An introductory nuclear deal has finally been made in Iran. This agreement would restrict the nuclear program of Iran initially sparked hope worldwide that Iran could be prevented from developing nuclear weapons.

Under the preliminary deal, Iran would postpone two-thirds of its newer high-speed centrifuges that enrich uranium, decreasing from 19,000 devices to 6,104 older machines.

These centrifuges allow the extraction of nuclear fuel from uranium in mineral form. It would have to reduce its stockpile of low-enriched uranium from 4,500 pounds to 136 pounds.

By giving up stockpiles, Iran no longer has the ability to create a nuclear weapon.

Also, the sanctions introduced in 2006 will continue to be in effect until Iran has proven that they have stopped its nuclear weapons program. They could not build any new facilities for development for 15 years.

The deal lead to an agreement that Iran would only enrich uranium by 3.67%, which is significant because uranium must by enriched by 90% on order to build nuclear energy and a potential nuclear bomb.

This agreement by Tehran means that it is nearly impossible for Iran to build a bomb with this amount of uranium, but it gives them enough nuclear material to be used for peaceful purposes.

While the nuclear program is highly limited, the deal means that Iran is allowed to keep it.

By keeping their end of the deal, Iran will have proven that the intentions of their nuclear program are peaceful.

By forcing Iran to rely on these types of old machines, restraints are imposed on Iran on any potential arms race to complete the development of a nuclear bomb, according to Jodi Joseph, a former nonproliferation aide in the Obama White House.

Israel and U.S. republicans wanted Iran to get rid of all the centrifuges, and for them, this deal is not enough.

The United States, along with five other world powers, announced on Thursday, April 2nd a comprehensive understanding of Tehran’s nuclear program for the next 15 years.

Obama said this deal was “a historic understanding with Iran,” and warned Republicans in Congress that if they try to impose sanctions to undermine this effort, the United States would carry the blame for diplomatic failure.

For the first time since the Iranian revolution in 1979, government broadcasters of Iran aired the comments of America’s president live.

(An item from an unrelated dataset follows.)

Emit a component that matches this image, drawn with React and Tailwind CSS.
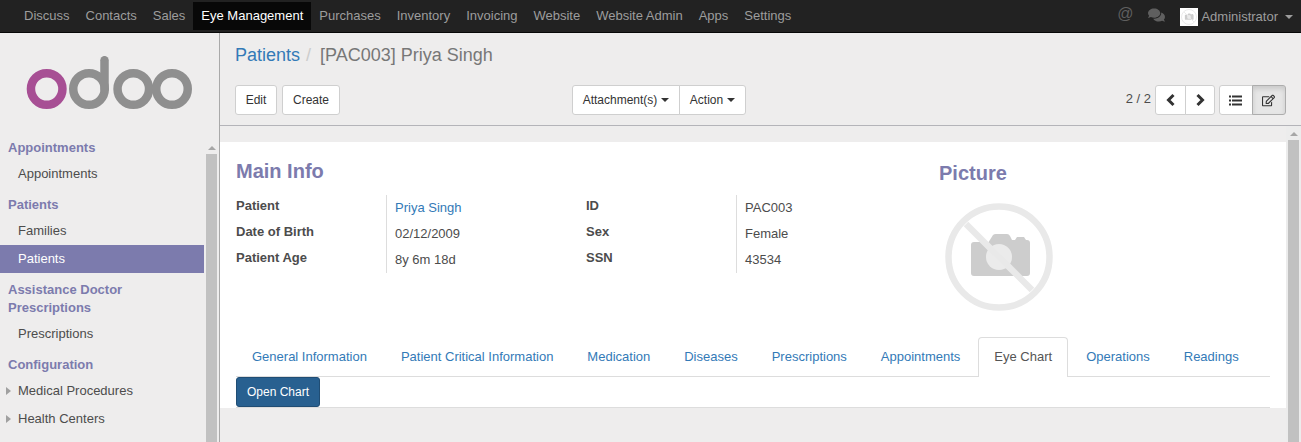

The people of Tehran are celebrating this deal, with hopes that no sanctions on oil and financial transitions will make for a better life.

Yet, Current Minister of Foreign Affairs in Iran, Mohammad Javad Zarif Khonsari, said, “Iran-U.S. relations have nothing to do with this. This was an attempt to resolve the nuclear issue.”

Soon after the deal was made, disagreements over its details appeared. Iranian officials claimed that the U.S. had spun its own version of the general details of the agreement after the U.S. State Department released 43 specific points that Iran claimed were false.

This is one outlined example of the struggles the world’s powers are having with discussing a final agreement in an atmosphere of distrust.

This deal has no clear points outlining how the world’s powers may punish Iran for breaking the rules regarding nuclear weapons.